--- Start of EXTRACTED ENTRIES ---
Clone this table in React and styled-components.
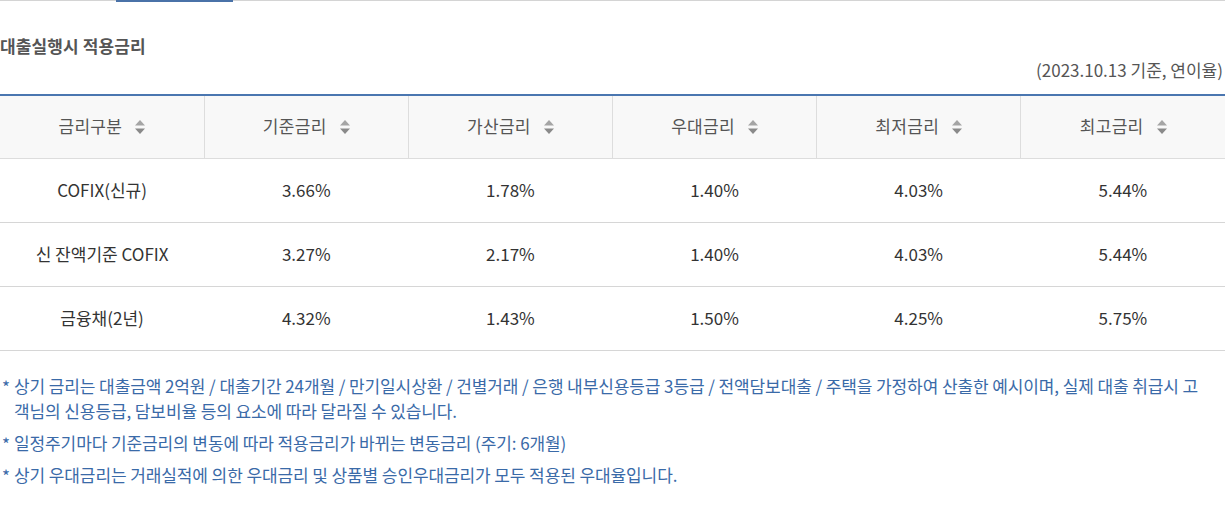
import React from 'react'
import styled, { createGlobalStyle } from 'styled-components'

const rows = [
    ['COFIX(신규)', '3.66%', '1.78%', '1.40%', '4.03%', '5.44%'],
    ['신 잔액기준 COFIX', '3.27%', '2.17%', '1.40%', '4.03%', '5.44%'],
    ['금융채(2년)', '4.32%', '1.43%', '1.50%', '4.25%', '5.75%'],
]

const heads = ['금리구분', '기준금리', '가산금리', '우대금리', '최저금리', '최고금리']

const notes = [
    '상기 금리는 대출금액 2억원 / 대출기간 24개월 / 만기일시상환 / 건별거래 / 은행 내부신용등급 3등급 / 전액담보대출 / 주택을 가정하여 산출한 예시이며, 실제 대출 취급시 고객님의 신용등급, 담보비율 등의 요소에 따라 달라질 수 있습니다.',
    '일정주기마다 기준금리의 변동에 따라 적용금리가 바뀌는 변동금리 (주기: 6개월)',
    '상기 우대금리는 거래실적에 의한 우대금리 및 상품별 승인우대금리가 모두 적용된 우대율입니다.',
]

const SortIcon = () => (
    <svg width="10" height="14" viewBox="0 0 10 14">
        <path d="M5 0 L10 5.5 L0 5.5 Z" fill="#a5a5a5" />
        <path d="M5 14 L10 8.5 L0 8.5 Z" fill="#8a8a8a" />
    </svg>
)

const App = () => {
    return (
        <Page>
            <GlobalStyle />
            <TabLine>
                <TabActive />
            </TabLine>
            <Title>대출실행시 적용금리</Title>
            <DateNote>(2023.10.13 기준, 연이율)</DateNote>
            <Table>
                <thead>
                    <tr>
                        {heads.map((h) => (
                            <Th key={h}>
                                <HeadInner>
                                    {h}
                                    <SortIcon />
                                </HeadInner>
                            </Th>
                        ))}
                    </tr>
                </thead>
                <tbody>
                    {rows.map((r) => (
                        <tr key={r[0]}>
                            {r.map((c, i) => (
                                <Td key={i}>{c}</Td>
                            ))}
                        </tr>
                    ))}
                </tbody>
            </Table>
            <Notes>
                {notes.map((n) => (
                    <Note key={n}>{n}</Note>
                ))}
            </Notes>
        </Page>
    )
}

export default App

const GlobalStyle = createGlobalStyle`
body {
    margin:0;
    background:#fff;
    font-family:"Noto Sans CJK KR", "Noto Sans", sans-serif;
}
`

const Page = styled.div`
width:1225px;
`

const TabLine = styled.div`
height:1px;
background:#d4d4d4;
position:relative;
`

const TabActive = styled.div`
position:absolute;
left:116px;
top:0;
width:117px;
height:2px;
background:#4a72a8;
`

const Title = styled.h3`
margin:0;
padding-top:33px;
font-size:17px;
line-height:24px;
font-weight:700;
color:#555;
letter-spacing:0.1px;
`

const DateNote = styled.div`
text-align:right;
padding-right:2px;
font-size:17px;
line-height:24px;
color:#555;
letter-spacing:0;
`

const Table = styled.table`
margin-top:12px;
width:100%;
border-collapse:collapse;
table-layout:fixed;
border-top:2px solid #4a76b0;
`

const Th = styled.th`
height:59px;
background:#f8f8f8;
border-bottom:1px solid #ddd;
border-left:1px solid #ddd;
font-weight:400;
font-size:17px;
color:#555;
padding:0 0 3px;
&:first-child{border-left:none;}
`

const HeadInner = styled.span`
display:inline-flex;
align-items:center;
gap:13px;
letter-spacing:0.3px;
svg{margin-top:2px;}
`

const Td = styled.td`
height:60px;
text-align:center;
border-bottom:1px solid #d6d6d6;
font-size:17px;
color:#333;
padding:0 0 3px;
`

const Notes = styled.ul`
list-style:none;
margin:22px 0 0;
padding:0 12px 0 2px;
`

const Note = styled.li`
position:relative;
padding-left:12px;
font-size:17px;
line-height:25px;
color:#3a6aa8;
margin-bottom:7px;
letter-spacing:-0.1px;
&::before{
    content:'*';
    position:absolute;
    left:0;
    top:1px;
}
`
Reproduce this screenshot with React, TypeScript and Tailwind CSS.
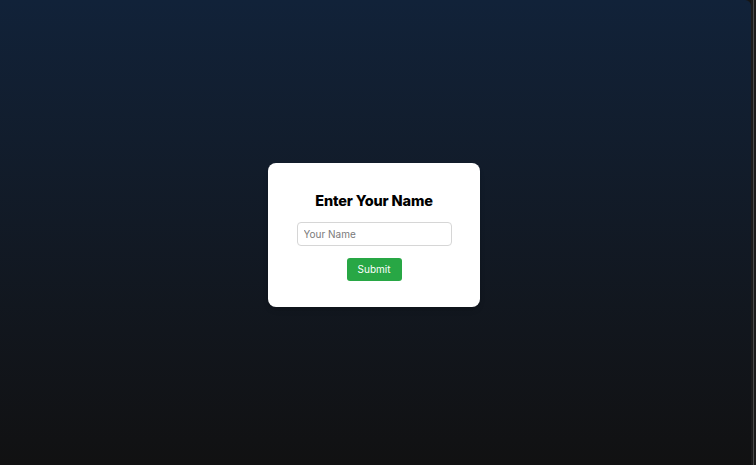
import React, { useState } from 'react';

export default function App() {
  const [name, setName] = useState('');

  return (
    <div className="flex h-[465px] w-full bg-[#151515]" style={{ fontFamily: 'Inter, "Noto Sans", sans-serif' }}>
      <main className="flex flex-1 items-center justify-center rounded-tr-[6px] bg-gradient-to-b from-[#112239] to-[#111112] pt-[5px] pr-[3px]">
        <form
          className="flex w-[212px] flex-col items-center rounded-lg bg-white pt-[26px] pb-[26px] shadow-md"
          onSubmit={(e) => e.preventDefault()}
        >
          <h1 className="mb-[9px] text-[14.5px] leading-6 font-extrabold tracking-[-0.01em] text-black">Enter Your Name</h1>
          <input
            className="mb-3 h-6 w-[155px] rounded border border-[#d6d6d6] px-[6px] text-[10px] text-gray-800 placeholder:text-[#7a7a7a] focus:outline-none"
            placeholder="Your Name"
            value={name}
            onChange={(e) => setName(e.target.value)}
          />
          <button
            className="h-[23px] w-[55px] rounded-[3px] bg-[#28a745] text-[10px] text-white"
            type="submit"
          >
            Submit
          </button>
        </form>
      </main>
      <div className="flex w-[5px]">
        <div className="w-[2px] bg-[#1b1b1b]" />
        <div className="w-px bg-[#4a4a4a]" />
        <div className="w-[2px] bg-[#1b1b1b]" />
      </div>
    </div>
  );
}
--- End of EXTRACTED ENTRIES ---
--- Start of EXTRACTED ENTRIES ---
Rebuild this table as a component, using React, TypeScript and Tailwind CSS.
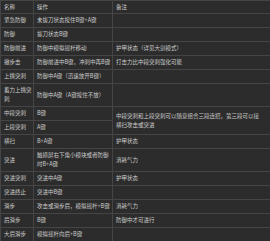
--- End of EXTRACTED ENTRIES ---
▶ **THE EXERCISE**
Copy exactly the part of the material above that opens with the line containing "Reproduce this screenshot" and closes with the line containing "const [name, setName] = useState('');", ends included. Drop the images.

▶ **REPLY**
Reproduce this screenshot with React, TypeScript and Tailwind CSS.
import React, { useState } from 'react';

export default function App() {
  const [name, setName] = useState('');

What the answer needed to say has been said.